Plans for a minimum unit price for alcohol in Scotland welcomed

The Church of Scotland has welcomed a UK Supreme Court decision that will allow the Scottish Government to press on with plans to introduce a minimum unit price for alcohol.

The Health Minister Shona Robison has announced that Scotland’s minimum price for alcohol will start on May 1 next year.

Rev Dr Richard Frazer, convener of the Church and Society Council, said the policy would save lives and improve life for countless people in poor neighbourhoods.

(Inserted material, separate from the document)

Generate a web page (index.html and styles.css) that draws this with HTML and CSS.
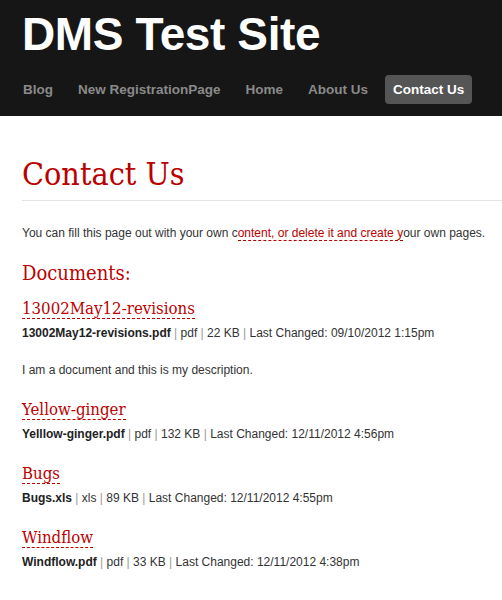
FILE: index.html
```html
<!DOCTYPE html>
<html lang="en">
<head>
  <meta charset="UTF-8" />
  <meta name="viewport" content="width=device-width, initial-scale=1.0" />
  <title>Contact Us | DMS Test Site</title>
  <link rel="stylesheet" href="styles.css">
</head>
<body>

  <header class="site-header">
    <div class="site-title">DMS Test Site</div>
    <nav class="site-nav">
      <a href="#">Blog</a>
      <a href="#">New RegistrationPage</a>
      <a href="#">Home</a>
      <a href="#">About Us</a>
      <a href="#" class="active">Contact Us</a>
    </nav>
  </header>

  <main class="content">
    <h1 class="page-title">Contact Us</h1>

    <p class="intro">You can fill this page out with your own c<a href="#">ontent, or delete it and create y</a>our own pages.</p>

    <h2 class="docs-title">Documents:</h2>

    <div class="doc-list">
      <div class="doc">
        <h3><a href="#">13002May12-revisions</a></h3>
        <p class="meta"><b>13002May12-revisions.pdf</b> <span class="sep">|</span> pdf <span class="sep">|</span> 22 KB <span class="sep">|</span> Last Changed: 09/10/2012 1:15pm</p>
        <p class="desc">I am a document and this is my description.</p>
      </div>

      <div class="doc">
        <h3><a href="#">Yellow-ginger</a></h3>
        <p class="meta"><b>Yelllow-ginger.pdf</b> <span class="sep">|</span> pdf <span class="sep">|</span> 132 KB <span class="sep">|</span> Last Changed: 12/11/2012 4:56pm</p>
      </div>

      <div class="doc">
        <h3><a href="#">Bugs</a></h3>
        <p class="meta"><b>Bugs.xls</b> <span class="sep">|</span> xls <span class="sep">|</span> 89 KB <span class="sep">|</span> Last Changed: 12/11/2012 4:55pm</p>
      </div>

      <div class="doc">
        <h3><a href="#">Windflow</a></h3>
        <p class="meta"><b>Windflow.pdf</b> <span class="sep">|</span> pdf <span class="sep">|</span> 33 KB <span class="sep">|</span> Last Changed: 12/11/2012 4:38pm</p>
      </div>
    </div>
  </main>

</body>
</html>
```

FILE: styles.css
```css
:root {
  --dark: #161616;
  --red: #bb0000;
  --text: #333;
  --muted: #8a8a8a;
}

* {
  margin: 0;
  padding: 0;
  box-sizing: border-box;
}

body {
  background-color: #fff;
  color: var(--text);
  font-family: 'Liberation Sans', Arial, sans-serif;
  font-size: 12px;
  line-height: 18px;
}

a {
  text-decoration: none;
}

/* header */

.site-header {
  background-color: var(--dark);
  height: 116px;
  padding: 11px 22px 0;
}

.site-title {
  color: #fff;
  font-size: 46px;
  font-weight: bold;
  line-height: 46px;
  letter-spacing: -0.4px;
}

.site-nav {
  display: flex;
  gap: 9px;
  margin: 18px 0 0 -7px;
}

.site-nav a {
  color: var(--muted);
  font-size: 13.5px;
  font-weight: bold;
  line-height: 29px;
  padding: 0 8px;
  border-radius: 4px;
}

.site-nav a.active {
  background-color: #555;
  color: #fff;
}

/* content */

.content {
  padding-left: 22px;
}

.page-title,
.docs-title,
.doc h3 {
  font-family: 'DejaVu Serif', 'Liberation Serif', serif;
  font-stretch: condensed;
  font-weight: normal;
  color: var(--red);
}

.page-title {
  font-size: 32px;
  line-height: 40px;
  margin-top: 38px;
  padding-bottom: 6px;
  border-bottom: 1px solid #e2e2e2;
}

.intro {
  margin-top: 23px;
}

.intro a,
.doc h3 a {
  color: var(--red);
  border-bottom: 1px dashed var(--red);
}

.docs-title {
  font-size: 20px;
  line-height: 26px;
  margin-top: 18px;
}

.doc-list {
  display: flex;
  flex-direction: column;
  gap: 19px;
  margin-top: 11px;
}

.doc h3 {
  font-size: 16.7px;
  line-height: 22px;
}

.meta {
  margin-top: 5px;
}

.meta b {
  color: #222;
}

.sep {
  color: #999;
}

.desc {
  margin-top: 19px;
}
```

In a unanimous decision, seven Supreme Court judges rejected a challenge from the Scotch Whisky Association which argued that the policy, passed by MSPs in 2012, breached European Union law.

They ruled the measure was a “appropriately targeted, lawful and proportionate” means of achieving a legitimate aim.

Scottish Government ministers said a 50p-per-unit minimum would help tackle Scotland’s “unhealthy relationship with drink” by raising the price of cheap, high-strength alcohol.


Alcohol misuse costs Scotland £3.6 billion each year – £900 for every adult.

Under the plans, which could be refreshed following a consultation, a three litre bottle of strong cider would cost £11.25 and four 440ml cans of 5% strength lager would cost at least £4.40.

The Scottish Government said annual alcohol deaths statistics published in August show there were 1,265 alcohol-related deaths in 2016, a 10% increase on the previous year.

Dr Frazer said:

“The Church of Scotland welcomes today’s decision of the Supreme Court.

“We know that alcohol addiction wrecks the lives of individuals and families.

“In my own work with the Grassmarket Community Project at Greyfriars Kirk in Edinburgh, walking alongside some of our most vulnerable citizens, we see all too often the devastating impact that excessive use of alcohol can have on the lives of individuals and their loved ones.

“Alcohol addiction, abuse and the negative impact on health and wellbeing can ravage some in our society.

“Its greatest harm is often experienced in the lives of many of our poorest citizens and in our economically poorest neighbourhoods.

“The introduction of minimum unit pricing will help to tackle this, saving lives and improving life for countless others.

“We hope that it will be enshrined in law as quickly as possible.”


Scotland’s Health Secretary Shona Robison said:

“This is a historic and far-reaching judgment and a landmark moment in our ambition to turn around Scotland’s troubled relationship with alcohol.

“We will proceed with plans to introduce minimum unit pricing as quickly as possible.”